Looks like it’s time to start thinking about how 24 will end for Jack Bauer. I’m hoping it’s not pretty — it shouldn’t be. In TV history, Jack may be the ultimate guy who makes us all sit back and swoon, “Awwww, our hero!” He’s given everything but his life for the country, putting all aspects of his personal life on hold to make sure America is a safe place to live. Fictitiously, of course. But along the way, he’s sold his soul about a trillion times, killed hundreds of people, broken all kinds of humanitarian rules and been at the very least indirectly responsible for the deaths of his wife, his lover, and the crazy-fication of another. On one hand, Jack deserves peace. On the other, we just witnessed him kill a defenseless woman in cold blood last week. The fact that she was a traitor and a horrible, unseless character notwithstanding, Jack’s hands aren’t clean here. They never really have been. So there should be some kind of ambiguity to his resolution. And if you think he can’t die because of the planned 24 movie franchise, think again. There have been some big time jumps between seasons, the movies can easily be prequels to fill in some blanks. That’s probably not realistic, but I’m just trying to not rule out anything.

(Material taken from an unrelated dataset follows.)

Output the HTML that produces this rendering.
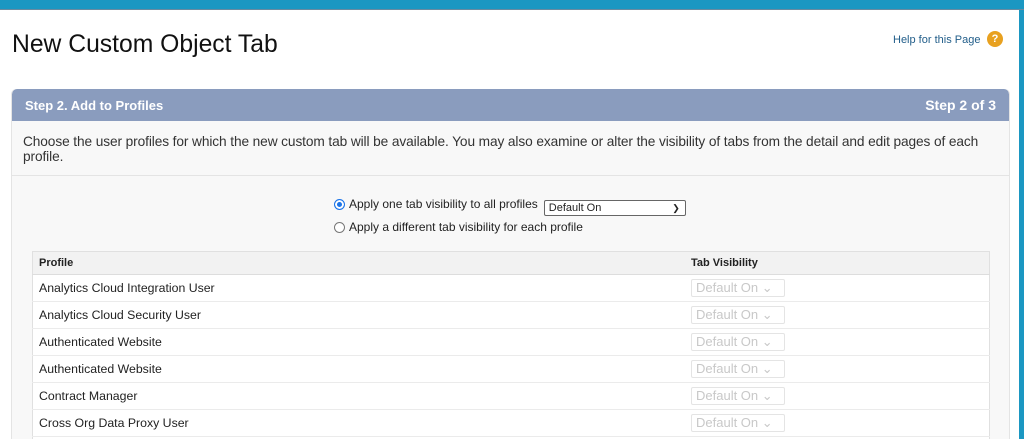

If you’re anxious about whether Lie to Me will return next year, then the news isn’t good — showrunner Shawn Ryan has taken some other projects and won’t be returning to the show. The guy who created The Shield signed on to Lie to Me last year and was thought to be the saving grace that got Lie to Me its second season this year (even though we won’t see another new episode until the summer since it left in December, and won’t until June). So taking off a week or so before upfronts? You can pretty much guarantee it won’t be on the fall schedule. The one scenario that could save the show is maybe it does well enough during the summer that Fox decides it wants to pick up the show for summer 2011 with a reduced order. But this is a pretty good death blow for Mr. Orange’s foray into TV.